* **Work to complete**:
Present every line in which the string "code" appears.

* **Records shown**:
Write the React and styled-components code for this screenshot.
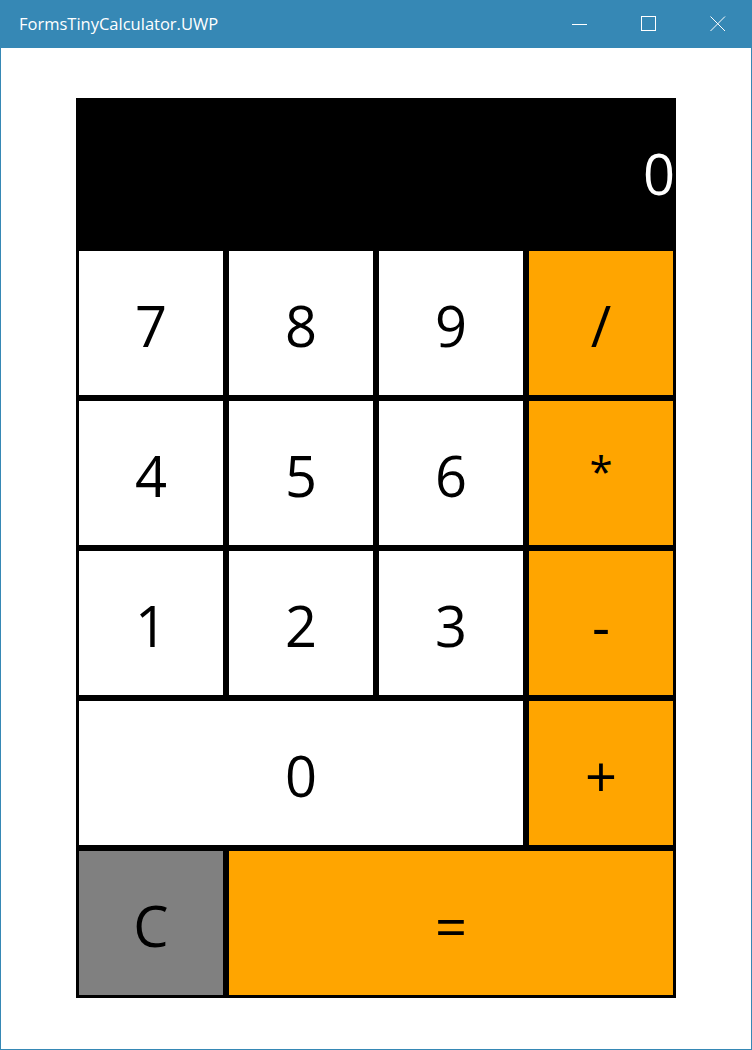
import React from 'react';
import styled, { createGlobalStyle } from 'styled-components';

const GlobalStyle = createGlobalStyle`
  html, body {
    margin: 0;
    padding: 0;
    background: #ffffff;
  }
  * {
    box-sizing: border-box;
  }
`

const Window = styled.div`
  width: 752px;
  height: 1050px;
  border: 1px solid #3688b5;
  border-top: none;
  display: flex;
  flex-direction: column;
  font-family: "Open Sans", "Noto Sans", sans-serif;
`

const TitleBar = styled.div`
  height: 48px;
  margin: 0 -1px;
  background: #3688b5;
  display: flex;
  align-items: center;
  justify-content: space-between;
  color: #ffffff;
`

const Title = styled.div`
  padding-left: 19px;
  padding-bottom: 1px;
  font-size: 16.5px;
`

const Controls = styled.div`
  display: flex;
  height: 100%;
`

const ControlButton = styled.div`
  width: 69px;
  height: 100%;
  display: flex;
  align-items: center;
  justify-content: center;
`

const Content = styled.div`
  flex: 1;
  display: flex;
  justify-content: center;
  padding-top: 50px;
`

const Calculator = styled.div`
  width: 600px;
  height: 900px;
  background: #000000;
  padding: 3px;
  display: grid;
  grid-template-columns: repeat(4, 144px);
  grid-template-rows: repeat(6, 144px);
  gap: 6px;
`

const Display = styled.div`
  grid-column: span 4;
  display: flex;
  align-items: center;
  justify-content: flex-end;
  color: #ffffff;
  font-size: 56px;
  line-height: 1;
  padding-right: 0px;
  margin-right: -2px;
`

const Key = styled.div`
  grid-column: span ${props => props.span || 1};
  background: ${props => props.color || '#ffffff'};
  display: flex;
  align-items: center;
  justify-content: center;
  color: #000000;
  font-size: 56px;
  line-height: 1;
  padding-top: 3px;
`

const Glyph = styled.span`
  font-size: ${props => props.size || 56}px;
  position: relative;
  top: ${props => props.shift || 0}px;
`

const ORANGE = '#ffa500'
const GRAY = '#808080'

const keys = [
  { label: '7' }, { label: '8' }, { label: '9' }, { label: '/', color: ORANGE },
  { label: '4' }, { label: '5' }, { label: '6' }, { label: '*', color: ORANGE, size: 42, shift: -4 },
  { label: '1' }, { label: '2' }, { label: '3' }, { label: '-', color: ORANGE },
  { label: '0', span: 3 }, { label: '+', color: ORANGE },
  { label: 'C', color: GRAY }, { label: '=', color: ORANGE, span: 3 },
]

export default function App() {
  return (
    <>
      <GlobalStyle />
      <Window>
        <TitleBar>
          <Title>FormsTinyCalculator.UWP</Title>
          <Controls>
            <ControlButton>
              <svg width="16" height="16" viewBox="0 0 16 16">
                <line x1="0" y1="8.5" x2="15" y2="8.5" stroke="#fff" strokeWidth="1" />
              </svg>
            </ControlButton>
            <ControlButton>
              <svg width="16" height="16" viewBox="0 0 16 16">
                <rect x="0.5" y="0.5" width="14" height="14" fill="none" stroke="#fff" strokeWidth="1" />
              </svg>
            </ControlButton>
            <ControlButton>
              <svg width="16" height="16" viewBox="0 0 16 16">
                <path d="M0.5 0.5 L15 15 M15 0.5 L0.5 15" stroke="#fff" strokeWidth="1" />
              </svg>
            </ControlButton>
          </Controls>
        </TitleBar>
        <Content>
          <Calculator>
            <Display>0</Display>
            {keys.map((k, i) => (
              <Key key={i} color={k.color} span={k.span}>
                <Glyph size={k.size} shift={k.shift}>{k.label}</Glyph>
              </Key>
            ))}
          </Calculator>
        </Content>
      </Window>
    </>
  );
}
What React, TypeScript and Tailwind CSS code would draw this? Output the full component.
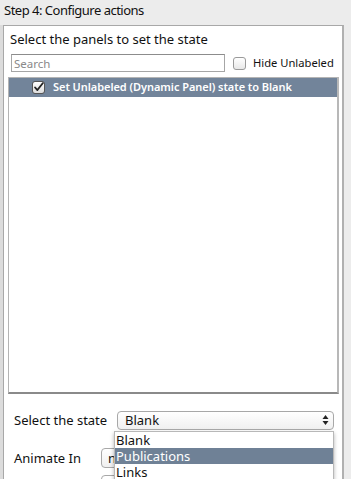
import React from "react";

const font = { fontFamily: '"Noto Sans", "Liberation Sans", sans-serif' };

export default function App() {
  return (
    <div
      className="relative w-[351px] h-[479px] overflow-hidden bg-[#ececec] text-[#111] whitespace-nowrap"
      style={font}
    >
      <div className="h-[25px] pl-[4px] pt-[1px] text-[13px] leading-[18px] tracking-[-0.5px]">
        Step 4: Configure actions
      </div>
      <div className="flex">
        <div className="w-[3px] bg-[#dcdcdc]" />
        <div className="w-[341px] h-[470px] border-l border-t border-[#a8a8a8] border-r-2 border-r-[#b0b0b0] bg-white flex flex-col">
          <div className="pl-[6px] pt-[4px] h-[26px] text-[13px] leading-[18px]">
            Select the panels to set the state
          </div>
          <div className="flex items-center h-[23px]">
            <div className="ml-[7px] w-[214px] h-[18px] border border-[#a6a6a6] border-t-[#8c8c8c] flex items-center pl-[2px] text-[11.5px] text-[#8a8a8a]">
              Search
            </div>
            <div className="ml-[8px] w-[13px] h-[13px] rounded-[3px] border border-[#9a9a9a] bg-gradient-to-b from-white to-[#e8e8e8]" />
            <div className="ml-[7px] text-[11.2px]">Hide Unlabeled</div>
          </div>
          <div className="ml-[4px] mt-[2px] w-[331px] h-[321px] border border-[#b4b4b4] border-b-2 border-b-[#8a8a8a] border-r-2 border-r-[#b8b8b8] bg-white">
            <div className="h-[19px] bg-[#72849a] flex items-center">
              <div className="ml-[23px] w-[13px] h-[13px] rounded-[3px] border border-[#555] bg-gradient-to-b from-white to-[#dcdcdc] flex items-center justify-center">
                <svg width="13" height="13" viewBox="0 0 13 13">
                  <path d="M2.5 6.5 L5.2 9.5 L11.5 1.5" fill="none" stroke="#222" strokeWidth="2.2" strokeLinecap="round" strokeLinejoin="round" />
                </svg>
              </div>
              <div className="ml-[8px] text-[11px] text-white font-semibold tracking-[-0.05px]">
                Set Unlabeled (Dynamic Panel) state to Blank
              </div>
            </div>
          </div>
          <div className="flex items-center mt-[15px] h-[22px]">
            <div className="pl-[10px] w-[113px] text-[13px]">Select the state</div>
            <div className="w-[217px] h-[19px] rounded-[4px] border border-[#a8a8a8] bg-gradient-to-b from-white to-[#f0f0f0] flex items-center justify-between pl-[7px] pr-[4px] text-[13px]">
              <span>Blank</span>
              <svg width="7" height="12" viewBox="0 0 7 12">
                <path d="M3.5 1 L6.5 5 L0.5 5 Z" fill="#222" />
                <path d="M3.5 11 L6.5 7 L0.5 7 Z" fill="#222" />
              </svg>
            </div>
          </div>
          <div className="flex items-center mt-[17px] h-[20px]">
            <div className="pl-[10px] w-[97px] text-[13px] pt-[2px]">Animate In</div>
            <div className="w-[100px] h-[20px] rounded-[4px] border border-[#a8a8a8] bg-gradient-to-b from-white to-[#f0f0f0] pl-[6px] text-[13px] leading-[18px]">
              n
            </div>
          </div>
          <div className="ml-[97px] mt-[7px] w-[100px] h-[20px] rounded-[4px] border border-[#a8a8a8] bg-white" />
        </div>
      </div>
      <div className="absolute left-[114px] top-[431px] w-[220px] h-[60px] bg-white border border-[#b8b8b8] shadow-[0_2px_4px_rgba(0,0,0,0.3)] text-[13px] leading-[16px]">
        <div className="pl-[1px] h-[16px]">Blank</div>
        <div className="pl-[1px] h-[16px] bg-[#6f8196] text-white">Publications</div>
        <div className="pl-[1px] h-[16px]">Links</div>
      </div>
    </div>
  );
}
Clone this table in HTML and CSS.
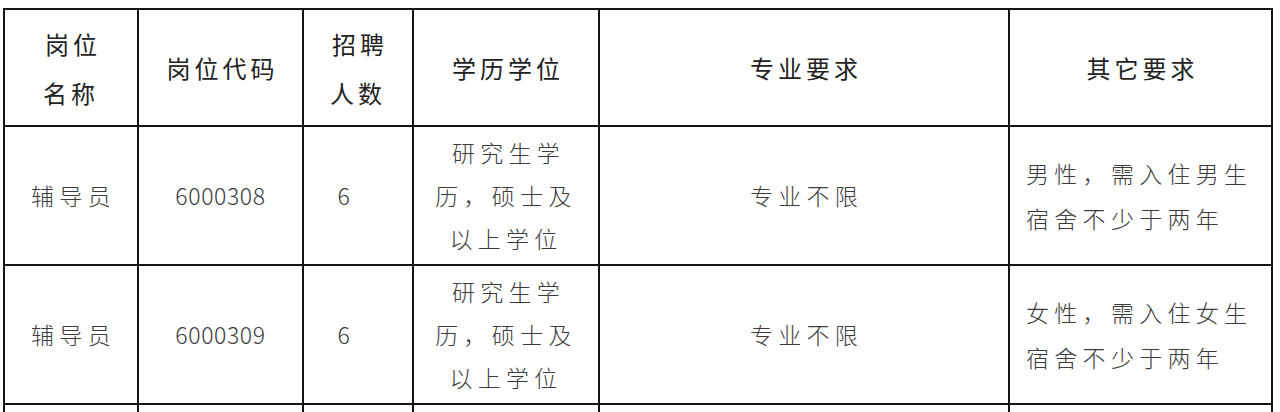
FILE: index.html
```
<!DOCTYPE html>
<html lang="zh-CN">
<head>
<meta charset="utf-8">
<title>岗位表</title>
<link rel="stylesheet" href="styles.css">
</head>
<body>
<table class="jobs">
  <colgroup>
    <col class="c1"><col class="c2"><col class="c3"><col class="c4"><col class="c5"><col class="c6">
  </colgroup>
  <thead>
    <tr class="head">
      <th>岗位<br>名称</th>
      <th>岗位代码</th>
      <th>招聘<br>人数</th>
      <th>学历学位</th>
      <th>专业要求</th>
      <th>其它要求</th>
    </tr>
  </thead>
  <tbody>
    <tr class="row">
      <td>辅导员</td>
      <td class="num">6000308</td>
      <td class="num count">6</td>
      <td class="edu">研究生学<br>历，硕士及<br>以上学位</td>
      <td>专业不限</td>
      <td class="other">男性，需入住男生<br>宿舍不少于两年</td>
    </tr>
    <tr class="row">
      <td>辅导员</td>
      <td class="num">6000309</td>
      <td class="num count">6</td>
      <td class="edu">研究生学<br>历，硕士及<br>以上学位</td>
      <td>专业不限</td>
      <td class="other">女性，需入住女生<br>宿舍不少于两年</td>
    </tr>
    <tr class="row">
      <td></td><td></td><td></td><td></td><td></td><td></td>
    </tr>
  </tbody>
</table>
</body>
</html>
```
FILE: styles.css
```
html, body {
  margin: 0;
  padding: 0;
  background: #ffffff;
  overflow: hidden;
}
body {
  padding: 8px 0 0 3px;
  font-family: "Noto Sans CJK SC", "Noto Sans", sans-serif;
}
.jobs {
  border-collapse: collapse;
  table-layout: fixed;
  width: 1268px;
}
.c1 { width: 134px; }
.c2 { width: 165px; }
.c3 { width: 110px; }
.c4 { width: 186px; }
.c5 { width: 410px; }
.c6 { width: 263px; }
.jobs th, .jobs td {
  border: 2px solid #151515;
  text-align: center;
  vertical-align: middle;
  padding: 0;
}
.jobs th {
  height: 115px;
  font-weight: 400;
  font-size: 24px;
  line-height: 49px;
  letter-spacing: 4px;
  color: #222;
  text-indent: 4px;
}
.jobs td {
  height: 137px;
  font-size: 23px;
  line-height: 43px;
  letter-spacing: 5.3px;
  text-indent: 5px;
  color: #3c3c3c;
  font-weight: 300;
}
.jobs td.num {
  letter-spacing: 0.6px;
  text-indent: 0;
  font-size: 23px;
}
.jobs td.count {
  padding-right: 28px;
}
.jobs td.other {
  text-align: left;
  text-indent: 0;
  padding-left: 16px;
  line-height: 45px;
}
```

* **Expected output**:
Write the React and styled-components code for this screenshot.
What React, TypeScript and Tailwind CSS code would draw this? Output the full component.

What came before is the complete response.